■ Task prompt ■
Search the records for the word "styled" and pick out every line that has it.

Web page code records:
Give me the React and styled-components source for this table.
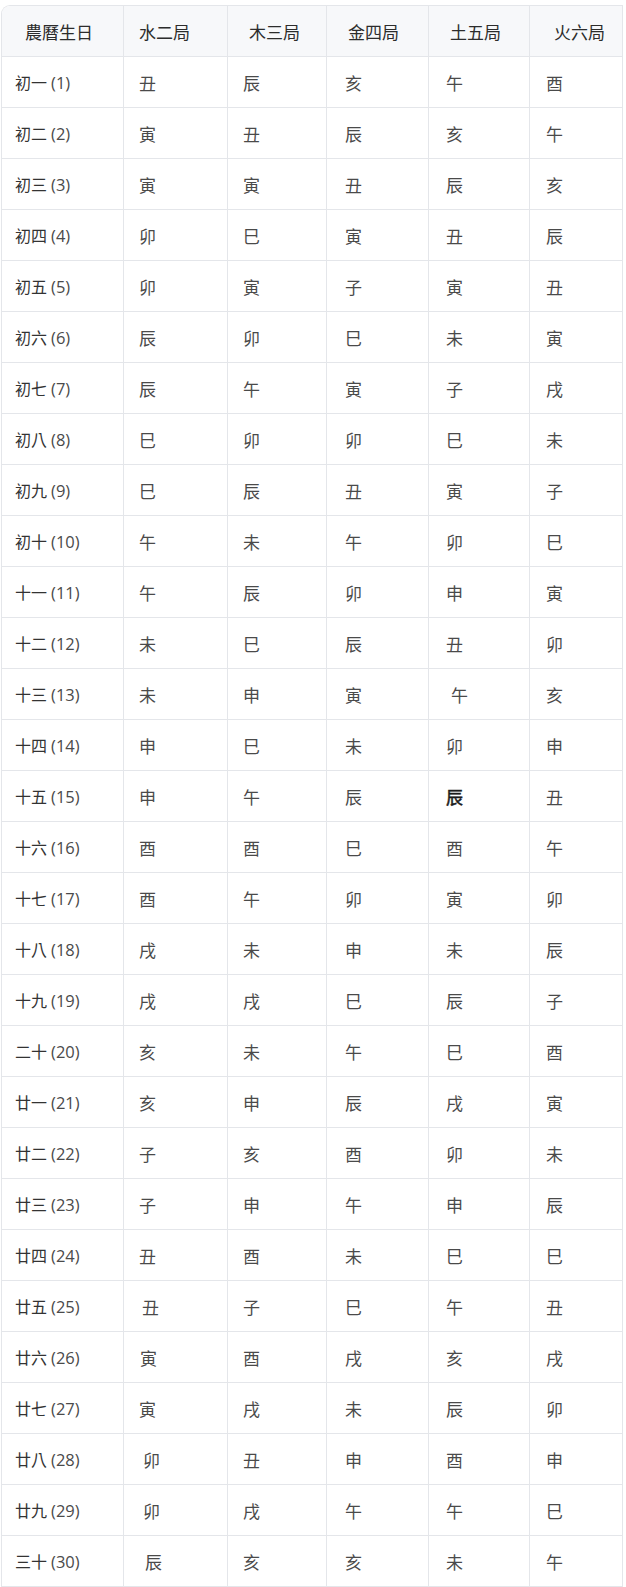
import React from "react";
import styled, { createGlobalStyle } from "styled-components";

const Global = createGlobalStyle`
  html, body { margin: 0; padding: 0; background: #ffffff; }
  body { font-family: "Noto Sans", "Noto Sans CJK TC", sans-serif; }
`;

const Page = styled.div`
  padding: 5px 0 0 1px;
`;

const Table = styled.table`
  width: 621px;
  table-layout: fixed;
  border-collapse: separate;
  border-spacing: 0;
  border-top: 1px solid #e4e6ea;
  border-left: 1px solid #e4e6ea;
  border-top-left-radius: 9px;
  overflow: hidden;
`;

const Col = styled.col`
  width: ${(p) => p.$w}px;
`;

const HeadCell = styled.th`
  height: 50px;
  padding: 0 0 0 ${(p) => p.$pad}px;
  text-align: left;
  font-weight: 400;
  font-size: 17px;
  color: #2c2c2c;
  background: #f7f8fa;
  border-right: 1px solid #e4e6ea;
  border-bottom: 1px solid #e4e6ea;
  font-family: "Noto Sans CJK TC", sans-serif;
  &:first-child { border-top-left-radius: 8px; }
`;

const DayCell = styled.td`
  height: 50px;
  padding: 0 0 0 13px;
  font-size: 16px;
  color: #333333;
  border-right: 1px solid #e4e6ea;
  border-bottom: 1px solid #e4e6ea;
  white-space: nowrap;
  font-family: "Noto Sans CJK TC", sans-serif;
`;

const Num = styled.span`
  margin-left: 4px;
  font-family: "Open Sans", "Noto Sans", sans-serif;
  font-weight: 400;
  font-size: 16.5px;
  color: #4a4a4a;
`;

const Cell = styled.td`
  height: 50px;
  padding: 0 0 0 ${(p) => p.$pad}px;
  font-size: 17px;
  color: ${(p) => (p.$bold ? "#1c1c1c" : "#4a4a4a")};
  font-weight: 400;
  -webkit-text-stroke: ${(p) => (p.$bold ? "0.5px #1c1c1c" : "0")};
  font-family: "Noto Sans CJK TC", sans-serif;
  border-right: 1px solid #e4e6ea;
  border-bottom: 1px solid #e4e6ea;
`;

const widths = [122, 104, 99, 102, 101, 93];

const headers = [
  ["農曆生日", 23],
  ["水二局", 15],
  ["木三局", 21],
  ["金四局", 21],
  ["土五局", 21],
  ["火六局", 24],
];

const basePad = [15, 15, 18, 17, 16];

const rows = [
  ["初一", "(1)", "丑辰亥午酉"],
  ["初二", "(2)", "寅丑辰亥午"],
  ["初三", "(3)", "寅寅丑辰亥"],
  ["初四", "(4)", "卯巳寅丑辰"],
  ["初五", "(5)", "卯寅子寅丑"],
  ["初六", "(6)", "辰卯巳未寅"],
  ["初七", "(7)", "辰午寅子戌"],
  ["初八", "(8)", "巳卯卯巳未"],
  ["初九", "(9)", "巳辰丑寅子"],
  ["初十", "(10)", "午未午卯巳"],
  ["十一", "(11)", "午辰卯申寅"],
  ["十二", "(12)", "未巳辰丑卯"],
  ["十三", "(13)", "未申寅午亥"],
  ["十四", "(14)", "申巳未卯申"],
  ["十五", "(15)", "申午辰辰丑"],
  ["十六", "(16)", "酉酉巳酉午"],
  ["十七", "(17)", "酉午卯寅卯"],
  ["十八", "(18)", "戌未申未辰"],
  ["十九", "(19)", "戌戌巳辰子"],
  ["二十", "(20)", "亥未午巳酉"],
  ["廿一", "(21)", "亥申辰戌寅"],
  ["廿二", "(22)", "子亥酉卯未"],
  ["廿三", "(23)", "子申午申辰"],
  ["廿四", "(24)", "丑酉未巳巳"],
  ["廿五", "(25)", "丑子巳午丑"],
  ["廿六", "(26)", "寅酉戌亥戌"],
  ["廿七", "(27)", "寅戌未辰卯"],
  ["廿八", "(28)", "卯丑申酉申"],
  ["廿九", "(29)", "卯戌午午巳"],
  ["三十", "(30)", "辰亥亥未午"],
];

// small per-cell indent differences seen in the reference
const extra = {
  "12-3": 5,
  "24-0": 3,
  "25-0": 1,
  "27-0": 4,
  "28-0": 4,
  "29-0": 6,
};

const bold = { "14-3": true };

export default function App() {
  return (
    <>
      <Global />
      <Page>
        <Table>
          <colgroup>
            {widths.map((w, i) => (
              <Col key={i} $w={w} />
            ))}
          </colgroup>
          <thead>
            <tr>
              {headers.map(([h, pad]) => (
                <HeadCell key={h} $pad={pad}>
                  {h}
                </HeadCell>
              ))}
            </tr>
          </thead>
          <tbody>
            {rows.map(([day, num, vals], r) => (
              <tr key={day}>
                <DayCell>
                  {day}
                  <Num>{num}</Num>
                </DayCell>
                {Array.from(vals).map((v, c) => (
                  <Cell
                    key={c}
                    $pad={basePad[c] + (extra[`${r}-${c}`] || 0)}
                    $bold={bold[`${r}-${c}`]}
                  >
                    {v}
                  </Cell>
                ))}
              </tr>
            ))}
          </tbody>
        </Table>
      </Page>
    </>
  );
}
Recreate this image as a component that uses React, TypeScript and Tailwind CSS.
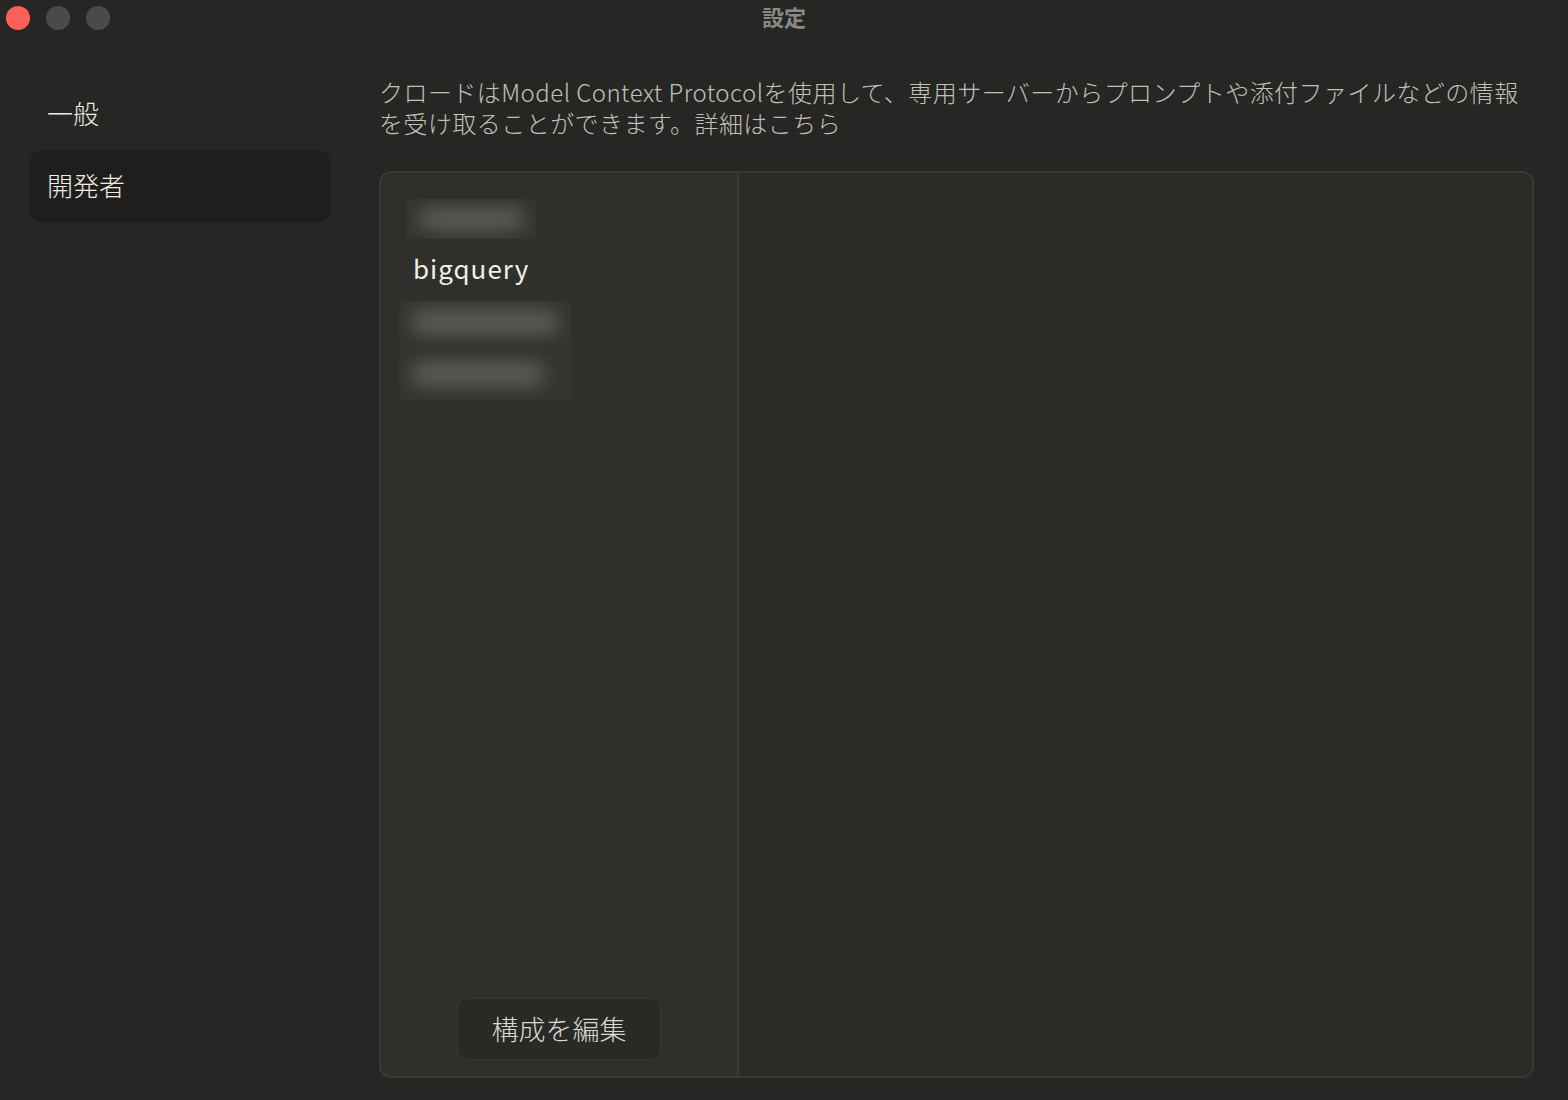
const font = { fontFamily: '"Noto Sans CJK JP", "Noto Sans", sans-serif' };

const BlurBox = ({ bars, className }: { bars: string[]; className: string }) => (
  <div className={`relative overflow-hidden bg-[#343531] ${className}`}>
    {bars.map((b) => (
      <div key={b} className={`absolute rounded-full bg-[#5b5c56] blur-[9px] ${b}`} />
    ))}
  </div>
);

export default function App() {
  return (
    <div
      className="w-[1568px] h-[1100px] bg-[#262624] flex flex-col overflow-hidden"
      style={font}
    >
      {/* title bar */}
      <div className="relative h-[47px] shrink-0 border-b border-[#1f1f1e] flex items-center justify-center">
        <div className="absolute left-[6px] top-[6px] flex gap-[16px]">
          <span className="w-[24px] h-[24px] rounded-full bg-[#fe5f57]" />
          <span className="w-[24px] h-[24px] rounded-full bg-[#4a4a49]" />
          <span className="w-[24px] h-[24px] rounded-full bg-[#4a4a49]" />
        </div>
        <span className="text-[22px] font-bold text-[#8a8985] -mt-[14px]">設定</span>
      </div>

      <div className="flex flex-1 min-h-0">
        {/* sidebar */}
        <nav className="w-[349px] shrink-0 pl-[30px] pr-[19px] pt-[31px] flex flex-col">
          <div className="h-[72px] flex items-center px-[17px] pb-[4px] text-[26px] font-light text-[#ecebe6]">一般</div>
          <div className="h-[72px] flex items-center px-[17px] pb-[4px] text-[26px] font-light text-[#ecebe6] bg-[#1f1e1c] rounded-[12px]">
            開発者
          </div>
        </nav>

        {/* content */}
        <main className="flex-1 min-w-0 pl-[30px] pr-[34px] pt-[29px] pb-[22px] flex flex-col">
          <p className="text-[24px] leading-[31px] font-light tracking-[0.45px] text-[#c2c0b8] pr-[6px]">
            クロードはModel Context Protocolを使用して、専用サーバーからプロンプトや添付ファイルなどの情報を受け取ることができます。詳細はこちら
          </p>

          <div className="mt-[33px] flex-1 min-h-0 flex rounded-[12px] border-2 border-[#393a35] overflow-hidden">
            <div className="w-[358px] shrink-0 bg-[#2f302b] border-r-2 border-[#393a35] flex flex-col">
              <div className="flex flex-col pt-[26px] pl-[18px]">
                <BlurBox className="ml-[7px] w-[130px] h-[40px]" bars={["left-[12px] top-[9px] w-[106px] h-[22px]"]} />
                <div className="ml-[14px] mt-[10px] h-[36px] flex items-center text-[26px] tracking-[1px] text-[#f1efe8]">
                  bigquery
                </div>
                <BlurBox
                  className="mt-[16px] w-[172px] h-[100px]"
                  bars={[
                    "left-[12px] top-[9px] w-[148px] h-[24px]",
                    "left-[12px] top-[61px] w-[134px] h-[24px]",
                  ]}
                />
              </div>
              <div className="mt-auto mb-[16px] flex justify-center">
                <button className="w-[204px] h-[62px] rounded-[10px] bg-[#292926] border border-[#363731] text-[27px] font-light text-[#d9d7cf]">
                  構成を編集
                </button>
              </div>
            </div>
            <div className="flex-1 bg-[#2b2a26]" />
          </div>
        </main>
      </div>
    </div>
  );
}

■ Written response ■
Give me the React and styled-components source for this table.
import styled, { createGlobalStyle } from "styled-components";
const Page = styled.div`
const Table = styled.table`
const Col = styled.col`
const HeadCell = styled.th`
const DayCell = styled.td`
const Num = styled.span`
const Cell = styled.td`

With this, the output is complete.